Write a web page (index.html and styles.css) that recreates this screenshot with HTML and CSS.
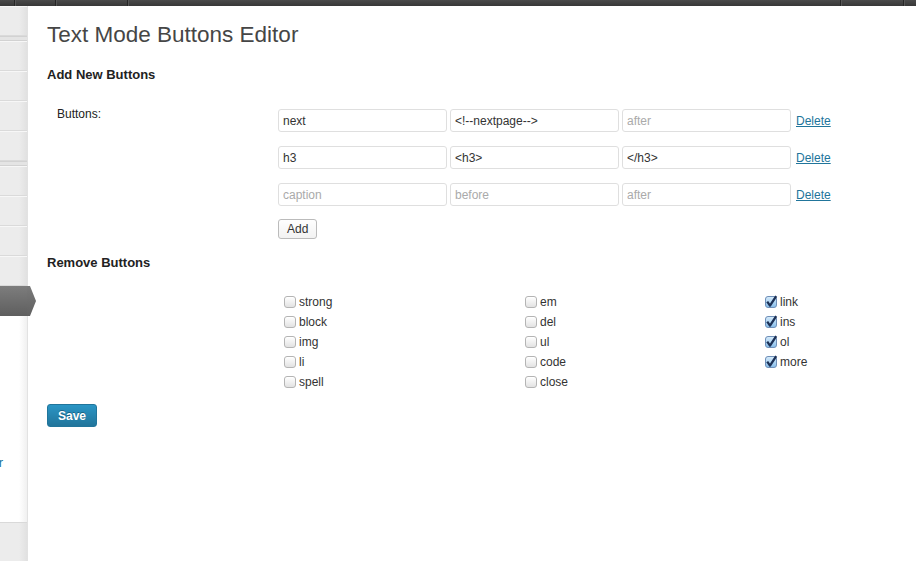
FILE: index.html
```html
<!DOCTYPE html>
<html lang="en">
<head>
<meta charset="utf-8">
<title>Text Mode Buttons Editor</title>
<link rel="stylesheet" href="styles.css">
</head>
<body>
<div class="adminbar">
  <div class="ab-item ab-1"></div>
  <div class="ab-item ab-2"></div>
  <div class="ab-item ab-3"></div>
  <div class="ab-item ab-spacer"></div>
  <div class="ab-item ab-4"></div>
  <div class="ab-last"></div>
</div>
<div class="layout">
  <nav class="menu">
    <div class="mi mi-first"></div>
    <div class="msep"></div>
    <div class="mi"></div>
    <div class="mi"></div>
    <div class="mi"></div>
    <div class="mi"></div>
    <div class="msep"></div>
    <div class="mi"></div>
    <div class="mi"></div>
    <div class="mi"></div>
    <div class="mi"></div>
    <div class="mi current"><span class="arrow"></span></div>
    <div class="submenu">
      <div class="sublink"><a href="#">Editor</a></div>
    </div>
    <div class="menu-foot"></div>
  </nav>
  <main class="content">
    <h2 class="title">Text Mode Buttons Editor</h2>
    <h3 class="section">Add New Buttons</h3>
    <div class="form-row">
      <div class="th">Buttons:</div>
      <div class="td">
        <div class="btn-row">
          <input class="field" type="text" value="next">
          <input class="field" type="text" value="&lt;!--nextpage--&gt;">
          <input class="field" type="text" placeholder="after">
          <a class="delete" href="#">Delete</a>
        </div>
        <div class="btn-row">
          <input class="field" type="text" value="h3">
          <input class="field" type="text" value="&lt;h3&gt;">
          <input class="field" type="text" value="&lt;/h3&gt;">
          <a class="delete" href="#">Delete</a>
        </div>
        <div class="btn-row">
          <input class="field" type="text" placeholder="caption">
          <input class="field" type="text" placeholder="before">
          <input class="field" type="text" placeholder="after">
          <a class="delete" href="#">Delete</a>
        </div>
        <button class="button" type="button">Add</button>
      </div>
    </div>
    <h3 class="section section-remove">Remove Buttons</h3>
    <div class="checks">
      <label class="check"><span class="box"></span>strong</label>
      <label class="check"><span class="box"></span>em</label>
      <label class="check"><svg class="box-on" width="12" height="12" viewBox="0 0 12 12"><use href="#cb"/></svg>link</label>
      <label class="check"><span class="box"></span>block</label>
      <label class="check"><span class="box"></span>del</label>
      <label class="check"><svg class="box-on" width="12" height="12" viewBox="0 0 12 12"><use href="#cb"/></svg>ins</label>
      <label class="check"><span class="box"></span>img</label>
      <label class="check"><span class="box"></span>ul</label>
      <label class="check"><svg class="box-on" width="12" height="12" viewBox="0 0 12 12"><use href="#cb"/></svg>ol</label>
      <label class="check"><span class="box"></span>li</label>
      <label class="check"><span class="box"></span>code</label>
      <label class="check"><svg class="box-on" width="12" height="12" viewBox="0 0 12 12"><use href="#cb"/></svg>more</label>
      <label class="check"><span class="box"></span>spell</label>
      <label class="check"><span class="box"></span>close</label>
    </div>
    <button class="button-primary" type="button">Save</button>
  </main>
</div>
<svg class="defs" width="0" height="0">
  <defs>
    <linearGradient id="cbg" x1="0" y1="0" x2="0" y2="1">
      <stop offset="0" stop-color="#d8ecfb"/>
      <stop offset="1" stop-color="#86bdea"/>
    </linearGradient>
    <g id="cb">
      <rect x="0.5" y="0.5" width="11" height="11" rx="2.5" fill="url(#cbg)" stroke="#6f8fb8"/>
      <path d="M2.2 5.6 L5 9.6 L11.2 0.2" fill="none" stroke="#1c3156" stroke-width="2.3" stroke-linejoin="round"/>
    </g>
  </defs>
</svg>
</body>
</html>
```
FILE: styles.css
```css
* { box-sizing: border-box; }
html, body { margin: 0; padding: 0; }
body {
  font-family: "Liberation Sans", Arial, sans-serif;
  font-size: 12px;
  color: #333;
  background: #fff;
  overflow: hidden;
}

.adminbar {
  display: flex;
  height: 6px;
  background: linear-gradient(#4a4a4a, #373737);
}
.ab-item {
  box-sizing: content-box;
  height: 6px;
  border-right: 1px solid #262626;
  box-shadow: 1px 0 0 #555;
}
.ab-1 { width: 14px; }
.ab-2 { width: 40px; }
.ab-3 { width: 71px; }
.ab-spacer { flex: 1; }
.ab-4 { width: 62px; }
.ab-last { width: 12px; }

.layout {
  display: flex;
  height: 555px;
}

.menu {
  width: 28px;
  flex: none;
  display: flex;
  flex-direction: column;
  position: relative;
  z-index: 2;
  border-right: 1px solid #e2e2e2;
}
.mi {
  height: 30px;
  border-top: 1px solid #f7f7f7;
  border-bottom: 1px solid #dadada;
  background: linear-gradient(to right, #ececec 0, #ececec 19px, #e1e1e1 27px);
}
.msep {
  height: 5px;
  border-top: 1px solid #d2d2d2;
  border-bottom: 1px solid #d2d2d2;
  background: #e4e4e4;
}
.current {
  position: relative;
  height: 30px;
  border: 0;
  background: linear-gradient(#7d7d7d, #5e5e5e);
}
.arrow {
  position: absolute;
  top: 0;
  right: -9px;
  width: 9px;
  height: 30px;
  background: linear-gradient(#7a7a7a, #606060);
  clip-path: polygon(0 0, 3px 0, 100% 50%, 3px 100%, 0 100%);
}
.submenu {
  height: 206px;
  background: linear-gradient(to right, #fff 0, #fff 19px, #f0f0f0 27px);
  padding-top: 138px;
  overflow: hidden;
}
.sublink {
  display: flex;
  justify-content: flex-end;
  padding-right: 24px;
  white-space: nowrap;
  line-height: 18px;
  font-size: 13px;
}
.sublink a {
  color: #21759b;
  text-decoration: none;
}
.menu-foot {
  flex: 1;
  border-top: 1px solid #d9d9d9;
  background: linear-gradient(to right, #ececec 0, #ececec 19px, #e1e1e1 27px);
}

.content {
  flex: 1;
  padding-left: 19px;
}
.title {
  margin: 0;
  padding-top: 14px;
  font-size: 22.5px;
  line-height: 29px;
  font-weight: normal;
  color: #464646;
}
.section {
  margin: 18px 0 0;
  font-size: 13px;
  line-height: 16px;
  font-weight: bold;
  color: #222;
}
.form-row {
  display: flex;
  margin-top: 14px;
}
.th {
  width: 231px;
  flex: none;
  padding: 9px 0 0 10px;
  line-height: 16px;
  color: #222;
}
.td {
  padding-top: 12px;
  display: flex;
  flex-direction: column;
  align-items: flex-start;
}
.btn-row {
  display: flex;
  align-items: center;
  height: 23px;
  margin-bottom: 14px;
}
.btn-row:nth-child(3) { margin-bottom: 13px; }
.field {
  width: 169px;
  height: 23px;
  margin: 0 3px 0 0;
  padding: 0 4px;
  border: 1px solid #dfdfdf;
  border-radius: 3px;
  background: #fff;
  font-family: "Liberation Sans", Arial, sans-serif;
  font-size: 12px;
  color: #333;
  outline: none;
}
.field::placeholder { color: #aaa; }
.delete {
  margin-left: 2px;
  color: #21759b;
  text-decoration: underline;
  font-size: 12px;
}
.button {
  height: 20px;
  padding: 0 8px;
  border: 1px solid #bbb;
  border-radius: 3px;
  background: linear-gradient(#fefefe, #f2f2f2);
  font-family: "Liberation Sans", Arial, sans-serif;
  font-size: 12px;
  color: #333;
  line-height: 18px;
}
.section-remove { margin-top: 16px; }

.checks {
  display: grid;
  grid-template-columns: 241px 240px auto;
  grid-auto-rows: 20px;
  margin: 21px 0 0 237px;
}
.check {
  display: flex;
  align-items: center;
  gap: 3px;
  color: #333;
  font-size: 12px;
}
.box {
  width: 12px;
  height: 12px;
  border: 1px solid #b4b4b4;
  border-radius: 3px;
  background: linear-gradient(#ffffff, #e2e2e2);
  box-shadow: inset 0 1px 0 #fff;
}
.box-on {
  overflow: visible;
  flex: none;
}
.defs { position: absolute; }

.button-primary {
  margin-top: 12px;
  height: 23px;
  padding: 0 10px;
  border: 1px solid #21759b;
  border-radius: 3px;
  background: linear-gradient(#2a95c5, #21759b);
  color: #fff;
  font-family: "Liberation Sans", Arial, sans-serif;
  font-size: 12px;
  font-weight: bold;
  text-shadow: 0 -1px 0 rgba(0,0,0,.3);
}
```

------------------------------------------------

Select the lines that carry the string "index" and copy them.

=== RESPONSE ===
Write a web page (index.html and styles.css) that recreates this screenshot with HTML and CSS.
FILE: index.html
  z-index: 2;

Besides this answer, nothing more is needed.